Newfoundland and Labrador
The Government of Newfoundland and Labrador announced the following measures:
Effective March 16, “business continuity plans” are being implemented for public sector employers. Public service employees already deemed critical to their organization’s operations are expected to report to work as normal. Any other employees required to work in person or at home on Tuesday March 17 will have been contacted during the evening of March 16 by their senior management. All other employees should stay at home until advised otherwise, but should remain available for possible deployment. This directive does not apply to employees in the health care sector.
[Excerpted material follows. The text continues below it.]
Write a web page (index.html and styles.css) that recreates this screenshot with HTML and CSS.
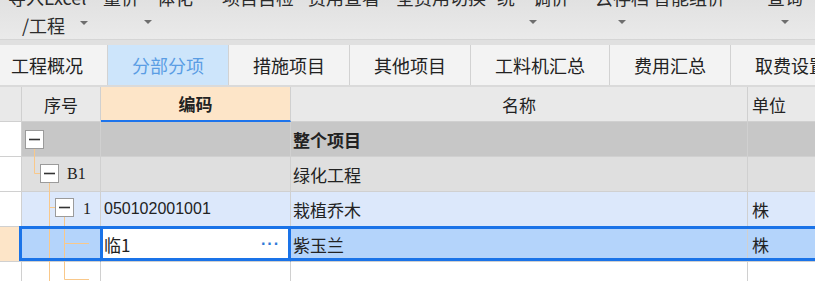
FILE: index.html
```html
<!DOCTYPE html>
<html lang="zh-CN">
<head>
    <meta charset="UTF-8">
    <title>分部分项</title>
    <link rel="stylesheet" href="styles.css">
</head>
<body>
    <div class="toolbar">
        <div class="tb-btn b-import">
            <span>导入Excel</span>
            <span class="tb-line2">/工程 <i class="caret"></i></span>
        </div>
        <div class="tb-btn b-price"><span>量价一体化</span><i class="caret"></i></div>
        <div class="tb-btn b-check"><span>项目自检</span></div>
        <div class="tb-btn b-fee"><span>费用查看</span></div>
        <div class="tb-btn b-full"><span>全费用切换</span></div>
        <div class="tb-btn b-adjust"><span>统一调价</span><i class="caret"></i></div>
        <div class="tb-btn b-cloud"><span>云存档</span><i class="caret"></i></div>
        <div class="tb-btn b-smart"><span>智能组价</span></div>
        <div class="tb-btn b-query"><span>查询</span><i class="caret"></i></div>
    </div>

    <div class="tabs">
        <div class="tab">工程概况</div>
        <div class="tab active">分部分项</div>
        <div class="tab">措施项目</div>
        <div class="tab">其他项目</div>
        <div class="tab">工料机汇总</div>
        <div class="tab">费用汇总</div>
        <div class="tab">取费设置</div>
    </div>

    <div class="grid">
        <div class="row head">
            <div class="cell c0"></div>
            <div class="cell c1">序号</div>
            <div class="cell c2">编码</div>
            <div class="cell c3">名称</div>
            <div class="cell c4">单位</div>
        </div>

        <div class="grid-body">
            <div class="row r-total">
                <div class="cell c0"></div>
                <div class="cell c1"></div>
                <div class="cell c2"></div>
                <div class="cell c3">整个项目</div>
                <div class="cell c4"></div>
            </div>
            <div class="row r-unit">
                <div class="cell c0"></div>
                <div class="cell c1"><span class="no lv2">B1</span></div>
                <div class="cell c2"></div>
                <div class="cell c3">绿化工程</div>
                <div class="cell c4"></div>
            </div>
            <div class="row r-item">
                <div class="cell c0"></div>
                <div class="cell c1"><span class="no lv3">1</span></div>
                <div class="cell c2 code">050102001001</div>
                <div class="cell c3">栽植乔木</div>
                <div class="cell c4">株</div>
            </div>
            <div class="row r-sel">
                <div class="cell c0"></div>
                <div class="cell c1"></div>
                <div class="cell c2 editing"><span>临1</span><span class="more">···</span></div>
                <div class="cell c3">紫玉兰</div>
                <div class="cell c4">株</div>
            </div>
            <div class="row r-last">
                <div class="cell c0"></div>
                <div class="cell c1"></div>
                <div class="cell c2"></div>
                <div class="cell c3"></div>
                <div class="cell c4"></div>
            </div>

            <!-- tree lines and collapse boxes -->
            <svg class="tree" width="100" height="159" viewBox="0 0 100 159">
                <g stroke="#f9c88a" stroke-width="1" fill="none">
                    <path d="M34.5 26.5V51.5H40"/>
                    <path d="M49.5 61V159"/>
                    <path d="M49.5 85.5H55"/>
                    <path d="M64.5 95V157.5"/>
                    <path d="M64.5 121.5H89"/>
                    <path d="M64.5 157.5H89"/>
                </g>
                <g stroke="#9b9b9b" stroke-width="1" fill="#fff">
                    <rect x="25.5" y="8.5" width="18" height="18"/>
                    <rect x="40.5" y="42.5" width="18" height="18"/>
                    <rect x="55.5" y="76.5" width="18" height="18"/>
                </g>
                <g stroke="#333" stroke-width="1.6">
                    <path d="M29 17.5H40"/>
                    <path d="M44 51.5H55"/>
                    <path d="M59 85.5H70"/>
                </g>
            </svg>

            <div class="sel-frame"></div>
        </div>
    </div>
</body>
</html>
```

FILE: styles.css
```css
body {
    margin: 0;
    width: 815px;
    height: 281px;
    overflow: hidden;
    background: #fff;
    color: #222;
    font-family: "Noto Sans CJK SC", "Noto Sans", sans-serif;
}

/* ribbon (icons are scrolled out of view, only labels show) */
.toolbar {
    display: flex;
    height: 40px;
    box-sizing: border-box;
    overflow: hidden;
    background: linear-gradient(#e1e1e1, #eaeaea);
    border-bottom: 1px solid #d5d5d5;
}

.tb-btn {
    display: flex;
    flex-direction: column;
    align-items: center;
    flex: none;
    margin-top: -16px;
    font-size: 18px;
    line-height: 26px;
    color: #2b2b2b;
    white-space: nowrap;
}

.caret {
    display: block;
    width: 0;
    height: 0;
    margin-top: 10px;
    border-left: 4px solid transparent;
    border-right: 4px solid transparent;
    border-top: 4px solid #6e6e6e;
}

.tb-line2 {
    margin-top: 2px;
}

.tb-line2 .caret {
    display: inline-block;
    margin: 0 0 0 11px;
    vertical-align: 8px;
}

.b-import { width: 80px; margin-left: 8px; align-items: flex-start; }
.b-import .tb-line2 { padding-left: 14px; }
.b-price { margin-left: 15px; }
.b-check { margin-left: 29px; }
.b-fee { margin-left: 14px; }
.b-full { margin-left: 16px; }
.b-adjust { margin-left: 11px; }
.b-cloud { margin-left: 26px; }
.b-smart { margin-left: 4px; }
.b-query { margin-left: 42px; }

/* page tabs */
.tabs {
    display: flex;
    height: 45px;
    box-sizing: border-box;
    border-top: 5px solid #e0e0e0;
    background: #f3f3f3;
}

.tab {
    flex: none;
    padding: 0 24px;
    border-right: 1px solid #d2d2d2;
    font-size: 18px;
    line-height: 40px;
    color: #222;
    white-space: nowrap;
}

.tab:first-child {
    padding-left: 11px;
}

.tab.active {
    background: #cde5fb;
    color: #5a9de4;
}

/* grid */
.row {
    display: flex;
    height: 35px;
}

.row.r-last {
    height: 19px;
}

.cell {
    flex: none;
    display: flex;
    align-items: center;
    box-sizing: border-box;
    border-right: 1px solid #d0d0d0;
    border-bottom: 1px solid #d0d0d0;
    font-size: 17px;
    white-space: nowrap;
    overflow: hidden;
}

.r-last .cell {
    border-bottom: none;
}

.c0 { width: 22px; }
.c1 { width: 79px; }
.c2 { width: 190px; padding-left: 3px; }
.c3 { width: 457px; padding-left: 2px; }
.c4 { width: 67px; padding-left: 4px; border-right: none; }

.head {
    height: 37px;
    box-sizing: border-box;
    border-top: 2px solid #dadada;
}

.head .cell {
    background: #e9e9e9;
    justify-content: center;
    padding-left: 0;
}

.head .c2 {
    background: #fde5c8;
    font-weight: bold;
    border-bottom: 2px solid #1d74ec;
}

.head .c4 {
    justify-content: flex-start;
    padding-left: 4px;
}

.grid-body {
    position: relative;
}

.r-total .c1, .r-total .c2, .r-total .c3, .r-total .c4 { background: #c7c7c7; }
.r-total .c3 { font-weight: bold; }
.r-unit .c1, .r-unit .c2, .r-unit .c3, .r-unit .c4 { background: #dfdfdf; }
.r-item .c1, .r-item .c2, .r-item .c3, .r-item .c4 { background: #dce8fb; }

.r-sel .c0 { background: #fde5c8; }
.r-sel .c1, .r-sel .c3, .r-sel .c4 { background: #b4d4fb; }
.r-sel .c1 { border-right-color: #1a73e8; }

.no {
    font-family: "Liberation Serif", serif;
    font-size: 16px;
}

.lv2 { padding-left: 45px; }
.lv3 { padding-left: 61px; }

.code {
    font-family: "Liberation Sans", sans-serif;
    font-size: 16px;
}

.editing {
    background: #fff;
    justify-content: space-between;
    padding-right: 10px;
    border-right-color: #1a73e8;
    box-shadow: inset 2px 0 #1a73e8, inset -2px 0 #1a73e8;
}

.more {
    color: #2f7ad8;
    font-family: "Liberation Sans", sans-serif;
    font-size: 16px;
    font-weight: bold;
    letter-spacing: 1px;
}

.tree {
    position: absolute;
    left: 0;
    top: 0;
    pointer-events: none;
}

.sel-frame {
    position: absolute;
    left: 19px;
    right: -4px;
    top: 104px;
    height: 35px;
    box-sizing: border-box;
    border: 3px solid #1a73e8;
    pointer-events: none;
}
```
Effective March 14, the provincial government will work towards providing compensation to private sector employers to ensure continuation of pay for employees required to self-isolate after returning to Canada from abroad. Employees should retain documents regarding their travel to facilitate reimbursement. Provincial public sector employees affected by the decision will continue to be paid as usual. Only those individuals scheduled to return to work within the self-isolation period will be compensated, and anybody embarking on travel outside of the country after March 14 is not eligible for compensation. Any public sector employee in self-isolation who has the ability to work from home is expected to do so. Any worker who travelled and returned to work prior to March 14 should continue working, unless they begin showing symptoms, at which point they should self-isolate. Updates about the required documentation for private sector employers to obtain reimbursement will be released in the coming days.
The Government of New Brunswick announced the following measures:
Effective March 17, employers should be aware that the following businesses and public spaces will be closed until further notice: libraries; museums; theatres; performance spaces; swimming pools, spas, saunas and water parks; recreational sites such as ski resorts, amusement parks, trampoline centres, etc.; cinemas and arcades; training centres and dance, spinning, zumba and yoga centres; arenas; indoor soccer centres; zoos; aquariums; bars and discotheques; restaurants that offer buffets; and sugar bush operations open to the public.
Effective March 16, the provincial government has recommended that private sector companies encourage their employees to work from home wherever feasible and focus on critical activities.
Effective March 16, all schools across the province will be closed for two weeks.
Prince Edward Island
The Government of Prince Edward Island announced the following measures:
Effective March 17, the government has established a phone line to address the needs of PEI’s employers. The phone line will operated daily from 8 a.m. to 8 p.m. local time and can be reached at 1-866-222-1751.
Effective March 17, all childcare centers are closed until further notice; in light of this, the government has indicated that they will be looking at “appropriate compensation for workers” in light of this development.
Effective March 16, PEI announced the creation of a $25 million COVID-19 Emergency Contingency Fund. This fund is intended to help Islanders, employees, small business operators and other employers who have been financially affected by the virus. More details will be released in the coming days.
The Government of Nova Scotia announced the following measures:
Effective March 16, the provincial government has instructed organizations and businesses to practice social distancing of two meters or six feet and to keep gatherings below 150 people “or much smaller if possible.” This directive applies to “restaurants, bars, movie theatres and other gathering spots.” The provincial government has also asked employers to consider flexible hours or alternative work arrangements, and has stated that employers should not ask for doctors’ notes if employees get sick or need to self-isolate.